Todo pasó muy rápido, dos de mis compañeros estaban sentados en la paleta de los mesabancos jugueteando, cuando pasé frente a ellos uno empujó al otro, quien se fue de espaldas levantando ambos pies al frente y con ellos ¡pateo desde abajo la linda macetita! Vi en cámara lenta como volaba hacia el techo, la maceta se separó de la tierra que se regó en todas direcciones y la planta se desprendió para finalmente caer todo al suelo en medio del círculo de bancas; todos quedaron en silencio, en ese momento la angustia que sentí el día anterior se mezcló con la alegría que me había producido la brillante idea de mi tía, que en ese momento yacía regada por el piso, se me salieron las lágrimas de coraje, el panorama se volvió rojo y me abalancé a golpes contra los causantes de mi desgracia.
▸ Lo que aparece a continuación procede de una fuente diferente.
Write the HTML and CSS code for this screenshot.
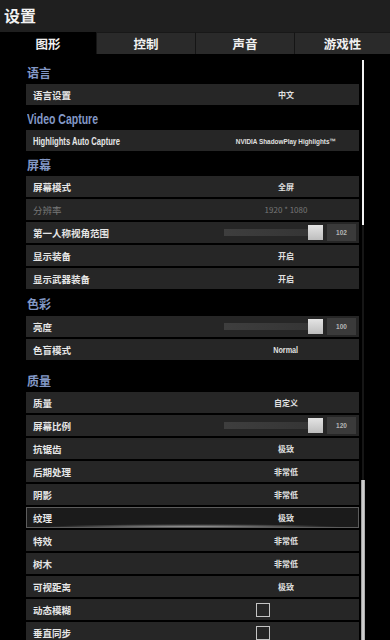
FILE: index.html
```html
<!DOCTYPE html>
<html lang="zh">
<head>
  <meta charset="UTF-8" />
  <title>设置</title>
  <link rel="stylesheet" href="styles.css">
</head>
<body>

  <div class="topbar">
    <h1>设置</h1>
  </div>

  <div class="tabs">
    <div class="tab active">图形</div>
    <div class="tab">控制</div>
    <div class="tab">声音</div>
    <div class="tab">游戏性</div>
  </div>

  <div class="panel">
    <div class="list">
      <div class="section">语言</div>
      <div class="row"><span class="label">语言设置</span><span class="value">中文</span></div>

      <div class="section"><span class="narrow">Video Capture</span></div>
      <div class="row"><span class="label"><span class="narrow">Highlights Auto Capture</span></span><span class="value small"><span class="narrow mid">NVIDIA ShadowPlay Highlights™</span></span></div>

      <div class="section">屏幕</div>
      <div class="row"><span class="label">屏幕模式</span><span class="value">全屏</span></div>
      <div class="row disabled"><span class="label">分辨率</span><span class="value">1920 * 1080</span></div>
      <div class="row">
        <span class="label">第一人称视角范围</span>
        <div class="slider"><div class="track"></div><div class="thumb"></div><div class="num">102</div></div>
      </div>
      <div class="row"><span class="label">显示装备</span><span class="value">开启</span></div>
      <div class="row"><span class="label">显示武器装备</span><span class="value">开启</span></div>

      <div class="section gap-sm">色彩</div>
      <div class="row">
        <span class="label">亮度</span>
        <div class="slider"><div class="track"></div><div class="thumb"></div><div class="num">100</div></div>
      </div>
      <div class="row"><span class="label">色盲模式</span><span class="value"><span class="narrow mid">Normal</span></span></div>

      <div class="section gap-lg">质量</div>
      <div class="row"><span class="label">质量</span><span class="value">自定义</span></div>
      <div class="row">
        <span class="label">屏幕比例</span>
        <div class="slider"><div class="track"></div><div class="thumb"></div><div class="num">120</div></div>
      </div>
      <div class="row"><span class="label">抗锯齿</span><span class="value">极致</span></div>
      <div class="row"><span class="label">后期处理</span><span class="value">非常低</span></div>
      <div class="row"><span class="label">阴影</span><span class="value">非常低</span></div>
      <div class="row selected"><span class="label">纹理</span><span class="value">极致</span></div>
      <div class="row"><span class="label">特效</span><span class="value">非常低</span></div>
      <div class="row"><span class="label">树木</span><span class="value">非常低</span></div>
      <div class="row"><span class="label">可视距离</span><span class="value">极致</span></div>
      <div class="row"><span class="label">动态模糊</span><span class="check"></span></div>
      <div class="row"><span class="label">垂直同步</span><span class="check"></span></div>
    </div>

    <div class="scrollbar">
      <div class="thumb-top"></div>
      <div class="track-mid"></div>
      <div class="thumb-bottom"></div>
    </div>
  </div>

</body>
</html>
```

FILE: styles.css
```css
body {
  margin: 0;
  width: 390px;
  height: 640px;
  overflow: hidden;
  background: #000;
  color: #e8e8e8;
  font-family: 'Noto Sans CJK SC', 'Noto Sans', sans-serif;
  font-weight: bold;
}

.topbar {
  height: 32px;
  background: #1f1f1f;
  display: flex;
  align-items: center;
  padding-left: 4px;
}

.topbar h1 {
  margin: 0;
  font-size: 16px;
  line-height: 1;
  color: #f2f2f2;
  margin-top: -2px;
}

.tabs {
  display: grid;
  grid-template-columns: 96px 99px 99px 96px;
  height: 22px;
}

.tab {
  background: #2a2a2a;
  border-left: 1px solid #151515;
  border-top: 1px solid #181818;
  display: flex;
  align-items: center;
  justify-content: center;
  font-size: 12.5px;
  color: #f0f0f0;
}

.tab.active {
  background: #000;
  border: none;
}

.panel {
  display: flex;
  padding-left: 26px;
}

.list {
  width: 333px;
  padding-top: 7px;
}

.section {
  height: 23px;
  display: flex;
  align-items: center;
  padding-left: 1px;
  font-size: 12px;
  color: #8398c6;
}

.section.gap-sm { height: 25px; }
.section.gap-lg { height: 30px; padding-top: 6px; box-sizing: border-box; }

/* condensed latin text, squeezed since no narrow face is installed */
.narrow {
  display: inline-block;
  white-space: nowrap;
  font-family: 'Liberation Sans', sans-serif;
  transform: scaleX(0.8);
  transform-origin: left center;
}

.narrow.mid {
  transform-origin: center;
}

.section .narrow {
  font-size: 15px;
  transform: scaleX(0.7);
}

.row {
  height: 21px;
  margin-bottom: 2px;
  background: #262626;
  display: flex;
  align-items: center;
  padding-left: 7px;
  box-sizing: border-box;
}

.label {
  flex: 0 0 180px;
  font-size: 9.5px;
  color: #e6e6e6;
}

.label .narrow {
  font-size: 11px;
  transform: scaleX(0.69);
}

.value {
  flex: 0 0 146px;
  text-align: center;
  font-size: 8px;
  color: #e0e0e0;
}

.value .narrow {
  font-size: 8.5px;
  transform: scaleX(0.85);
}

.value.small .narrow {
  font-size: 7.5px;
  transform: scaleX(0.85);
}

.row.disabled .label,
.row.disabled .value {
  color: #777;
  font-weight: normal;
}

.row.selected {
  background: radial-gradient(ellipse 45% 3px at 50% 100%, rgba(220,220,220,0.7), rgba(0,0,0,0) 100%), #1b1b1b;
  border: 1px solid #5c5c5c;
  padding-left: 6px;
}

.slider {
  display: flex;
  align-items: center;
  margin-left: auto;
  margin-right: 3px;
}

.track {
  width: 86px;
  height: 7px;
  background: linear-gradient(90deg, #3e3e3e, #353535);
}

.thumb {
  width: 15px;
  height: 15px;
  margin-left: -2px;
  background: linear-gradient(#e4e4e4, #bdbdbd);
}

.num {
  width: 29px;
  height: 17px;
  margin-left: 4px;
  background: #3a3a3a;
  color: #b5b5b5;
  font-size: 6.5px;
  font-family: 'Liberation Sans', sans-serif;
  display: flex;
  align-items: center;
  justify-content: center;
}

.check {
  width: 14px;
  height: 14px;
  margin-left: 43px;
  border: 1.5px solid #c4c4c4;
  box-sizing: border-box;
}

.scrollbar {
  margin-left: 2px;
  margin-top: 6px;
  width: 4px;
  display: flex;
  flex-direction: column;
  align-items: center;
}

.thumb-top {
  width: 2px;
  height: 165px;
  background: #f2f2f2;
}

.track-mid {
  width: 2px;
  height: 255px;
  background: #161616;
}

.thumb-bottom {
  width: 4px;
  height: 170px;
  background: linear-gradient(90deg, #8a8a8a, #e0e0e0 50%, #9a9a9a);
}
```
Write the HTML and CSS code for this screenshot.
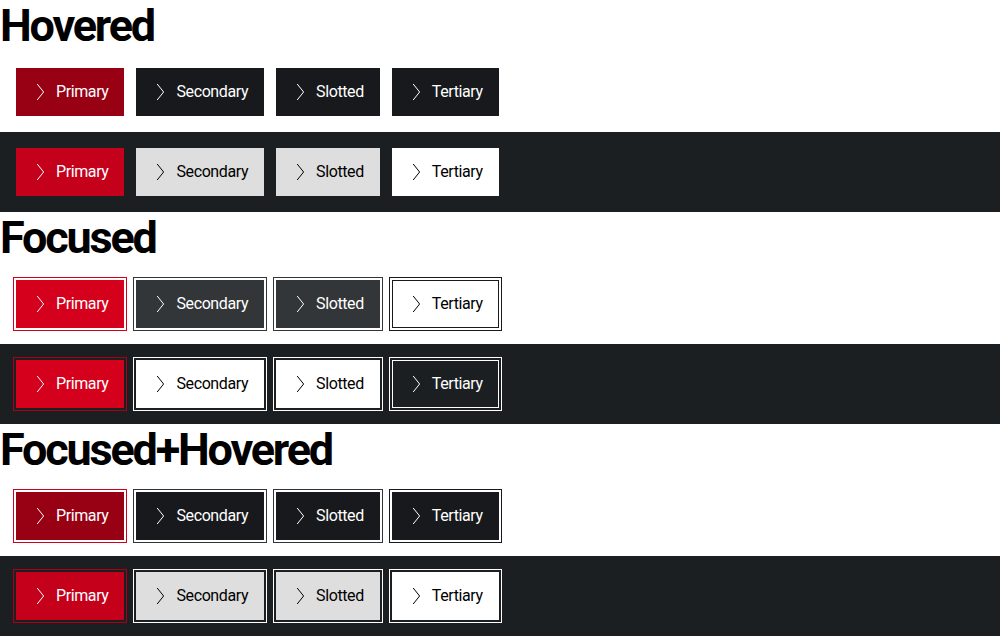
FILE: index.html
```html
<!DOCTYPE html>
<html lang="en">
<head>
<meta charset="utf-8">
<title>Buttons</title>
<link rel="stylesheet" href="styles.css">
</head>
<body>
<svg width="0" height="0" class="defs" aria-hidden="true">
  <symbol id="chev" viewBox="0 0 24 24"><path d="M9.2 4 L15.6 12 L9.2 20" fill="none" stroke="currentColor" stroke-width="1"/></symbol>
</svg>

<h2 class="title">Hovered</h2>
<div class="row light">
  <button class="btn primary hover"><svg class="icon"><use href="#chev"/></svg><span>Primary</span></button>
  <button class="btn secondary hover"><svg class="icon"><use href="#chev"/></svg><span>Secondary</span></button>
  <button class="btn secondary hover"><svg class="icon"><use href="#chev"/></svg><span>Slotted</span></button>
  <button class="btn tertiary hover"><svg class="icon"><use href="#chev"/></svg><span>Tertiary</span></button>
</div>
<div class="row dark">
  <button class="btn primary hover"><svg class="icon"><use href="#chev"/></svg><span>Primary</span></button>
  <button class="btn secondary hover"><svg class="icon"><use href="#chev"/></svg><span>Secondary</span></button>
  <button class="btn secondary hover"><svg class="icon"><use href="#chev"/></svg><span>Slotted</span></button>
  <button class="btn tertiary hover"><svg class="icon"><use href="#chev"/></svg><span>Tertiary</span></button>
</div>

<h2 class="title">Focused</h2>
<div class="row light">
  <button class="btn primary focus"><svg class="icon"><use href="#chev"/></svg><span>Primary</span></button>
  <button class="btn secondary focus"><svg class="icon"><use href="#chev"/></svg><span>Secondary</span></button>
  <button class="btn secondary focus"><svg class="icon"><use href="#chev"/></svg><span>Slotted</span></button>
  <button class="btn tertiary focus"><svg class="icon"><use href="#chev"/></svg><span>Tertiary</span></button>
</div>
<div class="row dark">
  <button class="btn primary focus"><svg class="icon"><use href="#chev"/></svg><span>Primary</span></button>
  <button class="btn secondary focus"><svg class="icon"><use href="#chev"/></svg><span>Secondary</span></button>
  <button class="btn secondary focus"><svg class="icon"><use href="#chev"/></svg><span>Slotted</span></button>
  <button class="btn tertiary focus"><svg class="icon"><use href="#chev"/></svg><span>Tertiary</span></button>
</div>

<h2 class="title">Focused+Hovered</h2>
<div class="row light">
  <button class="btn primary focus hover"><svg class="icon"><use href="#chev"/></svg><span>Primary</span></button>
  <button class="btn secondary focus hover"><svg class="icon"><use href="#chev"/></svg><span>Secondary</span></button>
  <button class="btn secondary focus hover"><svg class="icon"><use href="#chev"/></svg><span>Slotted</span></button>
  <button class="btn tertiary focus hover"><svg class="icon"><use href="#chev"/></svg><span>Tertiary</span></button>
</div>
<div class="row dark">
  <button class="btn primary focus hover"><svg class="icon"><use href="#chev"/></svg><span>Primary</span></button>
  <button class="btn secondary focus hover"><svg class="icon"><use href="#chev"/></svg><span>Secondary</span></button>
  <button class="btn secondary focus hover"><svg class="icon"><use href="#chev"/></svg><span>Slotted</span></button>
  <button class="btn tertiary focus hover"><svg class="icon"><use href="#chev"/></svg><span>Tertiary</span></button>
</div>
</body>
</html>
```

FILE: styles.css
```css
html, body {
  margin: 0;
  padding: 0;
  background: #fff;
}

body {
  font-family: Roboto, "Liberation Sans", sans-serif;
  color: #000;
}

.defs {
  position: absolute;
  width: 0;
  height: 0;
  overflow: hidden;
}

.title {
  margin: 0;
  font-size: 45px;
  line-height: 52px;
  font-weight: 700;
  letter-spacing: -2.2px;
  color: #000;
}

.row {
  display: flex;
  gap: 12px;
  padding: 16px;
  height: 48px;
}

.row.dark {
  background: #1b1f22;
}

.btn {
  display: flex;
  align-items: center;
  gap: 4px;
  height: 48px;
  margin: 0;
  padding: 0 15px 0 11px;
  border: 1px solid transparent;
  font-family: inherit;
  font-size: 16px;
  letter-spacing: -0.4px;
  line-height: 24px;
  cursor: pointer;
  box-sizing: border-box;
  outline-offset: 2px;
}

.icon {
  width: 24px;
  height: 24px;
  flex: none;
}

/* ---------- light theme ---------- */
.light .primary {
  background: #d5001c;
  border-color: #d5001c;
  color: #fff;
}
.light .primary.hover {
  background: #980014;
  border-color: #980014;
}
.light .primary.focus {
  outline: 1px solid #d5001c;
}

.light .secondary {
  background: #323639;
  border-color: #323639;
  color: #fff;
}
.light .secondary.hover {
  background: #17191c;
  border-color: #17191c;
}
.light .secondary.focus {
  outline: 1px solid #323639;
}

.light .tertiary {
  background: transparent;
  border-color: #17191c;
  color: #000;
}
.light .tertiary.hover {
  background: #17191c;
  color: #fff;
}
.light .tertiary.focus {
  outline: 1px solid #17191c;
}

/* ---------- dark theme ---------- */
.dark .primary {
  background: #d5001c;
  border-color: #d5001c;
  color: #fff;
}
.dark .primary.hover {
  background: #c4001b;
  border-color: #c4001b;
}
.dark .primary.focus {
  outline: 1px solid #a8001a;
}

.dark .secondary {
  background: #fff;
  border-color: #fff;
  color: #000;
}
.dark .secondary.hover {
  background: #dedede;
  border-color: #dedede;
}
.dark .secondary.focus {
  outline: 1px solid #fff;
}

.dark .tertiary {
  background: transparent;
  border-color: #fff;
  color: #fff;
}
.dark .tertiary.hover {
  background: #fff;
  color: #000;
}
.dark .tertiary.focus {
  outline: 1px solid #fff;
}
```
La maestra se levantó y nos separó, nos hizo sentarnos alejados y se puso a levantar la maceta, la tierra y la planta que acomodó nuevamente lo mejor que pudo y me la entregó diciendo: -mira ya cálmate, no le pasó nada, quedó bien, ¿para quien es el regalo?- espere un momento para contestar ya que no quería que me saliera la voz entrecortada y con todo el aplomo que pude reunir le contesté: ¡pues, para usted, felicidades! … -ya vez, si me gustó, está bonita, gracias- e hizo una mueca que trataba de ser una sonrisa.
El día de clases terminó y salimos de vacaciones, a mi me dieron un balón de futbol con los colores del Léon, que no supe ni donde quedó. Nunca le dije del accidente a nadie, mucho menos a mi tía Rebeca, me sentía medio culpable de que su creación hubiera sido destruida.
Tenía mucho que no me acordaba de esto y hoy siento que lo más importante que me dejó el episodio, es esa agradable y reconfortante sensación de que, por más problemas y diferencias que existan, la familia es una red de seguridad que nos protege, solo requiere que nosotros queramos que sea así.
Hoy nuevamente le agradezco a mi tía Rebeca por el hermoso regalo que creó hace muchos años para ayudarme y la oportunidad de recordarlo durante la fria noche que recientemente pasé en su casa.